Notice that $push is available in $group stages but not in $project stage. This is because $group stages are designed to take a sequence of documents and accumulate values based on that stream of documents.
$project on the other hand, works with one document at a time. So, we can calculate an average on an array within an individual document inside a project stage. But doing something like this where one at a time, we're seeing documents and for every document, it passes through the group stage pushing on a new value, well that's something that the $project stage is just not designed to do. For that type of operation we want to use $group.
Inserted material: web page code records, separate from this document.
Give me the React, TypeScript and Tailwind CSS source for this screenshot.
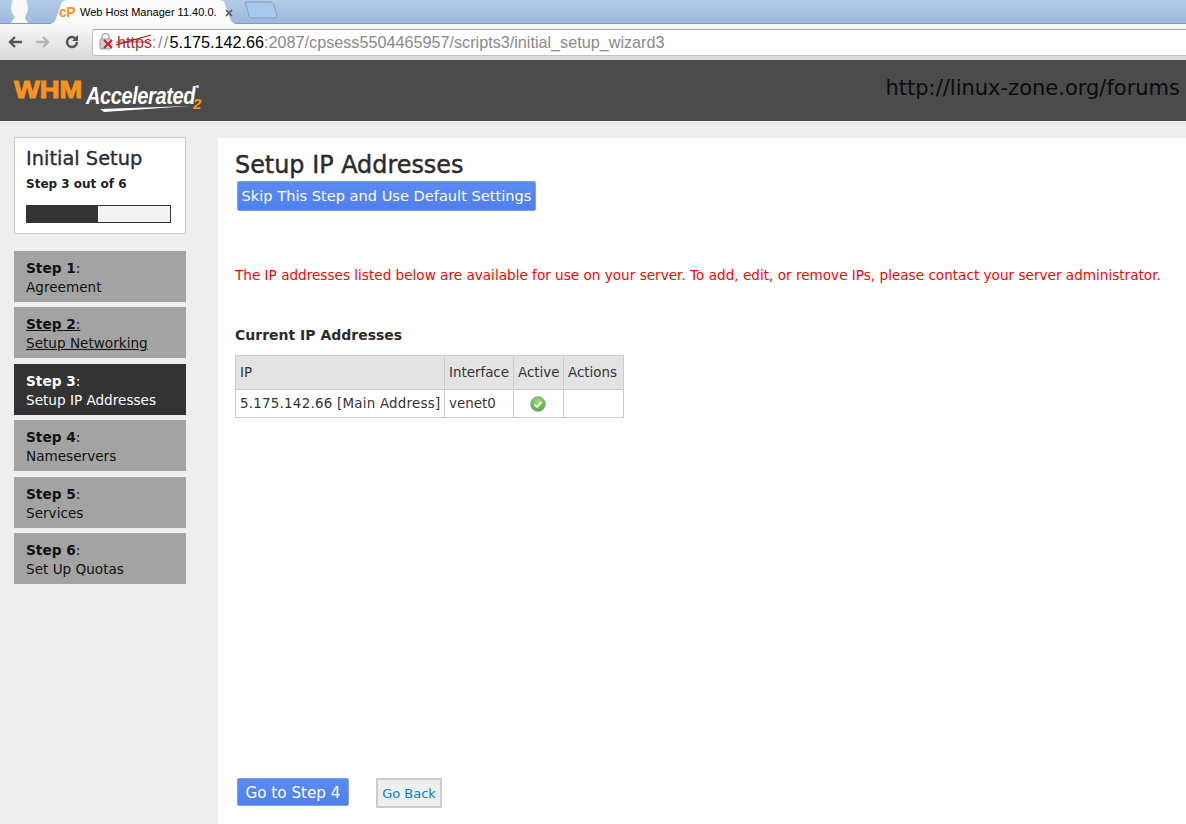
const dejavu = "font-['DejaVu_Sans',sans-serif]";

const steps = [
  { n: "Step 1", label: "Agreement" },
  { n: "Step 2", label: "Setup Networking", link: true },
  { n: "Step 3", label: "Setup IP Addresses", active: true },
  { n: "Step 4", label: "Nameservers" },
  { n: "Step 5", label: "Services" },
  { n: "Step 6", label: "Set Up Quotas" },
];

function TabStrip() {
  return (
    <div className="flex h-[24px] items-end border-b border-[#7d97bd] bg-gradient-to-b from-[#b4cbe8] to-[#9db9dd]">
      <svg width="40" height="23" viewBox="0 0 40 23" className="shrink-0">
        <path d="M11 23c1-3 3-4 4-6-2-2-4-5-4-9 0-3 1-6 2-8h13c1 3 2 5 2 8 0 4-2 7-3 9 0 2 2 4 3 6z" fill="#fafafa" />
      </svg>
      <div className="relative -mb-px ml-[8px] h-[24px] w-[198px] shrink-0">
        <svg width="198" height="24" viewBox="0 0 198 24" className="absolute inset-0">
          <path d="M0 24c6 0 7-2 9-8l4-12c1-3 3-4 6-4h152c3 0 5 1 6 4l5 14c1 4 4 6 8 6z" fill="#fbfbfb" />
        </svg>
        <div className="relative flex h-full items-center pt-[1px]">
          <span className="ml-[11px] w-[20px] font-['Liberation_Sans',sans-serif] text-[14px] font-bold tracking-[-0.5px] text-[#f7941d]">cP</span>
          <span className="ml-[1px] font-['Liberation_Sans',sans-serif] text-[11px] text-black">Web Host Manager 11.40.0.</span>
          <svg width="8" height="8" viewBox="0 0 8 8" className="ml-[8px]">
            <path d="M1 1l6 6M7 1L1 7" stroke="#555" strokeWidth="1.6" />
          </svg>
        </div>
      </div>
      <svg width="34" height="18" viewBox="0 0 34 18" className="-ml-[2px] mb-[4px] shrink-0">
        <path d="M1 1h25c2 0 3 1 4 3l3 10c0 1 0 3-2 3H8c-2 0-3-1-3-3L1 1z" fill="#a9c8ee" stroke="#7e9cc3" />
      </svg>
    </div>
  );
}

function Toolbar() {
  return (
    <div className="flex h-[36px] items-center overflow-hidden bg-gradient-to-b from-[#f8f8f8] to-[#d9d9d9]">
      <svg width="18" height="16" viewBox="0 0 18 16" className="ml-[6px]">
        <path d="M16 8H4M9 3L4 8l5 5" fill="none" stroke="#555" strokeWidth="2.4" />
      </svg>
      <svg width="18" height="16" viewBox="0 0 18 16" className="ml-[10px]">
        <path d="M2 8h12M9 3l5 5-5 5" fill="none" stroke="#b5b5b5" strokeWidth="2.4" />
      </svg>
      <svg width="18" height="18" viewBox="0 0 18 18" className="ml-[11px]">
        <path d="M14 9a5 5 0 1 1-1.6-3.7" fill="none" stroke="#555" strokeWidth="2.4" />
        <path d="M15 2v6H9z" fill="#555" />
      </svg>
      <div className="ml-[11px] -mr-[6px] flex h-[27px] flex-1 items-center rounded-[3px] border border-[#c0c0c0] border-t-[#a5a5a5] bg-white font-['Liberation_Sans',sans-serif] text-[16.2px]">
        <svg width="20" height="18" viewBox="0 0 20 18" className="ml-[6px] shrink-0">
          <rect x="1" y="6" width="11" height="10" rx="1" fill="#d0d0d0" stroke="#999" />
          <path d="M3 6V4a3.5 3.5 0 0 1 7 0v2" fill="none" stroke="#aaa" strokeWidth="1.5" />
          <path d="M5 7l8 8M13 7l-8 8" stroke="#c8201c" strokeWidth="2" />
        </svg>
        <span className="relative ml-[-2px] text-[#8a8a8a]">
          <span className="text-[#a33]">https</span>
          <svg width="36" height="14" viewBox="0 0 36 14" className="absolute left-[-1px] top-[3px]">
            <path d="M0 12L35 2" stroke="#b01010" strokeWidth="1.3" />
            <path d="M0 9h34" stroke="#b01010" strokeWidth="0.8" />
          </svg>
          <span className="tracking-[1.3px]">://</span>
          <span className="text-black">5.175.142.66</span>
          :2087/cpsess5504465957/scripts3/initial_setup_wizard3
        </span>
      </div>
    </div>
  );
}

function Header() {
  return (
    <div className="flex h-[61px] items-center justify-between bg-[#4b4b4b] pl-[14px] pr-[6px]">
      <div className="relative flex h-[40px] w-[190px] items-center font-['Liberation_Sans',sans-serif]">
        <span className="relative -top-px w-[72px] origin-left scale-x-[1.14] text-[24px] font-bold text-[#f7931e] [-webkit-text-stroke:1px_#f7931e]">WHM</span>
        <span className="relative top-[5px] origin-left scale-y-[1.2] text-[20px] font-bold italic tracking-[-0.4px] text-white">Accelerated</span>
        <span className="absolute left-[179px] top-[22px] text-[15px] font-bold italic text-[#f7931e]">2</span>
        <svg width="90" height="6" viewBox="0 0 90 6" className="absolute left-[86px] top-[35px]">
          <path d="M0 3L90 0 4 6z" fill="#ffffff" />
        </svg>
        <svg width="3" height="3" viewBox="0 0 3 3" className="absolute left-[182px] top-[14px]">
          <circle cx="1.5" cy="1.5" r="1.5" fill="#dddddd" />
        </svg>
      </div>
      <span className={`${dejavu} mb-[3px] text-[21px] text-[#0c0c0c]`}>http://linux-zone.org/forums</span>
    </div>
  );
}

function Sidebar() {
  return (
    <div className="w-[218px] shrink-0 pl-[14px] pr-[32px] pt-[16px]">
      <div className="h-[97px] border border-[#cccccc] bg-white pl-[11px] pt-[10px]">
        <div className="text-[19.4px] leading-[22px] text-[#2b2b3a] [-webkit-text-stroke:0.35px_#2b2b3a]">Initial Setup</div>
        <div className="mt-[6px] text-[12px] font-bold leading-[16px] text-[#222]">Step 3 out of 6</div>
        <div className="mt-[13px] h-[18px] w-[145px] border border-[#333] bg-[#f3f3f3]">
          <div className="h-full w-[71px] bg-[#333]" />
        </div>
      </div>
      <div className="mt-[17px] flex flex-col gap-[5.4px]">
        {steps.map((s) => (
          <div
            key={s.n}
            className={`h-[51px] pl-[12px] pt-[8px] leading-[19px] ${
              s.active ? "bg-[#333333] text-white" : "bg-[#a3a3a3] text-[#111]"
            } ${s.link ? "underline" : ""}`}
          >
            <div className="text-[13.7px]">
              <span className="font-bold">{s.n}</span>:
            </div>
            <div className="text-[13.6px]">{s.label}</div>
          </div>
        ))}
      </div>
    </div>
  );
}

function Main() {
  return (
    <div className="mt-[17px] flex min-w-0 flex-1 flex-col bg-white pl-[17px]">
      <h1 className="mt-[13px] text-[23.9px] leading-[28px] text-[#2b2b2b] [-webkit-text-stroke:0.45px_#2b2b2b]">Setup IP Addresses</h1>
      <button className="ml-[2px] mt-[2px] h-[30px] w-[299px] rounded-[2px] border border-[#7f9fe8] bg-gradient-to-b from-[#5a8bf5] to-[#4f7fee] pb-[1px] text-[14.6px] text-white">
        Skip This Step and Use Default Settings
      </button>
      <p className="mt-[55px] whitespace-nowrap text-[13.6px] leading-[18px] text-[#ff0000]">
        The IP addresses listed below are available for use on your server. To add, edit, or remove IPs, please contact your server administrator.
      </p>
      <h2 className="mt-[42px] text-[14px] font-bold leading-[18px] text-[#2b2b2b]">Current IP Addresses</h2>
      <table className="mt-[11px] w-[389px] table-fixed border-collapse text-[13.4px] text-[#333]">
        <colgroup>
          <col className="w-[209px]" />
          <col className="w-[69px]" />
          <col className="w-[50px]" />
          <col className="w-[60px]" />
        </colgroup>
        <thead>
          <tr className="h-[34px] bg-[#e3e3e3] text-left">
            {["IP", "Interface", "Active", "Actions"].map((h) => (
              <th key={h} className="whitespace-nowrap border border-[#cccccc] px-[4px] pt-[2px] font-normal">
                {h}
              </th>
            ))}
          </tr>
        </thead>
        <tbody>
          <tr className="h-[28px]">
            <td className="whitespace-nowrap border border-[#cccccc] px-[4px] pt-[1px] tracking-[0.25px]">5.175.142.66 [Main Address]</td>
            <td className="border border-[#cccccc] px-[4px] pt-[1px]">venet0</td>
            <td className="border border-[#cccccc] px-[4px]">
              <svg width="16" height="16" viewBox="0 0 16 16" className="ml-[12px]">
                <defs>
                  <radialGradient id="ok" cx="50%" cy="35%" r="70%">
                    <stop offset="0%" stopColor="#a5dc86" />
                    <stop offset="100%" stopColor="#4f9e3c" />
                  </radialGradient>
                </defs>
                <circle cx="8" cy="8" r="7.5" fill="url(#ok)" stroke="#9db896" strokeWidth="0.8" />
                <path d="M4.5 8.5l2.5 2.3L11.5 5.8" fill="none" stroke="#f4fff0" strokeWidth="2" />
              </svg>
            </td>
            <td className="border border-[#cccccc] px-[4px]" />
          </tr>
        </tbody>
      </table>
      <div className="mt-auto flex items-start pb-[16px] pl-[2px]">
        <button className="h-[28px] w-[112px] rounded-[2px] border border-[#7f9fe8] bg-gradient-to-b from-[#5a8bf5] to-[#4f7fee] pt-[3px] text-[15.2px] text-white">
          Go to Step 4
        </button>
        <button className="ml-[27px] h-[30px] w-[66px] border-2 border-[#cccccc] bg-[#eeeeee] pt-[1px] text-[13px] text-[#0a7fc2]">
          Go Back
        </button>
      </div>
    </div>
  );
}

export default function App() {
  return (
    <div className={`flex h-[824px] w-[1186px] flex-col overflow-hidden bg-[#eeeeee] ${dejavu}`}>
      <TabStrip />
      <Toolbar />
      <Header />
      <div className="flex min-h-0 flex-1">
        <Sidebar />
        <Main />
      </div>
    </div>
  );
}
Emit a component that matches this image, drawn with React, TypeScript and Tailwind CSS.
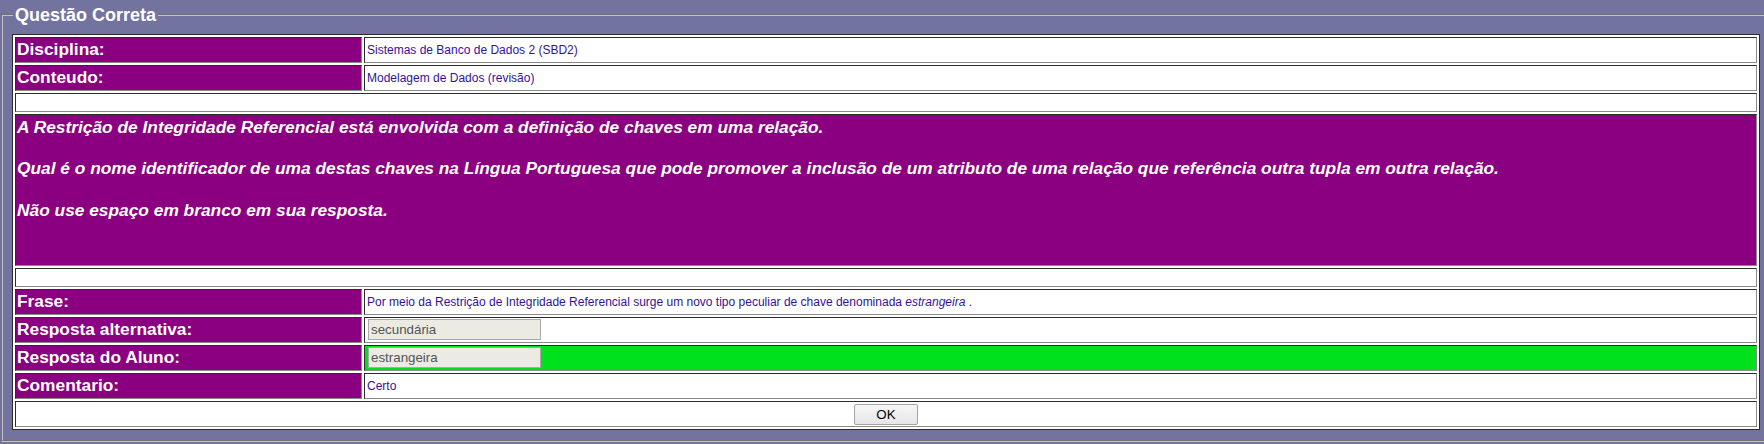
import React from "react";

const cellBorder =
  "border border-solid border-t-[#2b2b2b] border-l-[#2b2b2b] border-b-[#8a8a8a] border-r-[#8a8a8a]";
const labelCell =
  "border border-solid border-t-[#2b2b2b] border-l-[#2b2b2b] border-b-[#8a8a8a] border-r-[#8a8a8a] bg-[#8b0080] text-white font-bold text-[17.33px] leading-[19px] align-top pt-[2px] px-px h-[26px]";
const valueCell =
  "border border-solid border-t-[#2b2b2b] border-l-[#2b2b2b] border-b-[#8a8a8a] border-r-[#8a8a8a] text-[12px] leading-[14px] text-[#33119e] align-middle pl-[2px] h-[26px]";
const inputCls =
  "ml-px block h-[21px] w-[173px] border border-solid border-[#a9a9a9] bg-[#ebebe4] px-[2px] text-[13.33px] text-[#545454] outline-none";

function Row({ label, children, green }: { label: string; children: React.ReactNode; green?: boolean }) {
  return (
    <tr>
      <td className={labelCell}>{label}</td>
      <td className={`${valueCell} ${green ? "bg-[#00e11e]" : "bg-white"}`}>{children}</td>
    </tr>
  );
}

function EmptyRow() {
  return (
    <tr>
      <td colSpan={2} className={`${cellBorder} bg-white h-[19px] p-0`}></td>
    </tr>
  );
}

export default function App() {
  return (
    <div className="min-h-screen bg-[#7373a0] pt-[5px] font-['Liberation_Sans',Arial,sans-serif]">
      <fieldset className="ml-px w-[1763px] border-2 border-r-0 [border-style:groove] border-[#c4c4c4] pt-[8px] pl-[9px] pb-[10px]">
        <legend className="ml-px px-[2px] text-[18px] font-bold text-white leading-[20.7px]">Questão Correta</legend>
        <table className="w-[1748px] table-fixed border-separate border-spacing-[2px] border border-solid border-[#2b2b2b] bg-white">
          <colgroup>
            <col className="w-[347px]" />
            <col />
          </colgroup>
          <tbody>
            <Row label="Disciplina:">Sistemas de Banco de Dados 2 (SBD2)</Row>
            <Row label="Conteudo:">Modelagem de Dados (revisão)</Row>
            <EmptyRow />
            <tr>
              <td
                colSpan={2}
                className={`${cellBorder} bg-[#8b0080] text-white font-bold italic text-[17.33px] leading-[20.8px] align-top pt-[2px] px-px h-[152px]`}
              >
                A Restrição de Integridade Referencial está envolvida com a definição de chaves em uma relação.
                <br />
                <br />
                Qual é o nome identificador de uma destas chaves na Língua Portuguesa que pode promover a inclusão de um atributo de uma relação que referência outra tupla em outra relação.
                <br />
                <br />
                Não use espaço em branco em sua resposta.
              </td>
            </tr>
            <EmptyRow />
            <Row label="Frase:">
              Por meio da Restrição de Integridade Referencial surge um novo tipo peculiar de chave denominada{" "}
              <i>estrangeira</i> .
            </Row>
            <Row label="Resposta alternativa:">
              <input className={inputCls} readOnly defaultValue="secundária" />
            </Row>
            <Row label="Resposta do Aluno:" green>
              <input className={inputCls} readOnly defaultValue="estrangeira" />
            </Row>
            <Row label="Comentario:">Certo</Row>
            <tr>
              <td colSpan={2} className={`${cellBorder} bg-white h-[26px] text-center align-middle p-0`}>
                <button className="inline-block h-[21px] w-[64px] rounded-[2px] border border-solid border-[#a3a3a3] bg-[linear-gradient(#f6f6f6,#e6e6e6)] text-[13.33px] leading-[19px] text-black align-middle">
                  OK
                </button>
              </td>
            </tr>
          </tbody>
        </table>
      </fieldset>
    </div>
  );
}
Let's take a look at another example:
db.companies.aggregate([{
$match: {
funding_rounds: {
$exists: true,
$ne: []
}
}
}, {
$unwind: "$funding_rounds"
}, {
$sort: {
"funding_rounds.funded_year": 1,
"funding_rounds.funded_month": 1,
"funding_rounds.funded_day": 1
}
}, {
$group: {
_id: {
company: "$name"
},
first_round: {
$first: "$funding_rounds"
},
last_round: {
$last: "$funding_rounds"
},
num_rounds: {
$sum: 1
},
total_raised: {
$sum: "$funding_rounds.raised_amount"
}
}
}, {
$project: {
_id: 0,
company: "$_id.company",
first_round: {
amount: "$first_round.raised_amount",
article: "$first_round.source_url",
year: "$first_round.funded_year"
},
last_round: {
amount: "$last_round.raised_amount",
article: "$last_round.source_url",
year: "$last_round.funded_year"
},
num_rounds: 1,
total_raised: 1,
}
}, {
$sort: {
total_raised: -1
}
}]).pretty()
In the $group stage, we're using $first and $last accumulators. Right, again we can see that as with $push - we can't use $first and $last in project stages. Because again, project stages are not designed to accumulate values based on multiple documents. Rather they're designed to reshape documents one at a time. Total number of rounds is calculated using the $sum operator. The value 1 simply counts the number of documents passed through that group together with each document that matches or is grouped under a given _id value. The project may seem complex, but it's just making the output pretty. It's just that it's including num_rounds and total_raised from the previous document.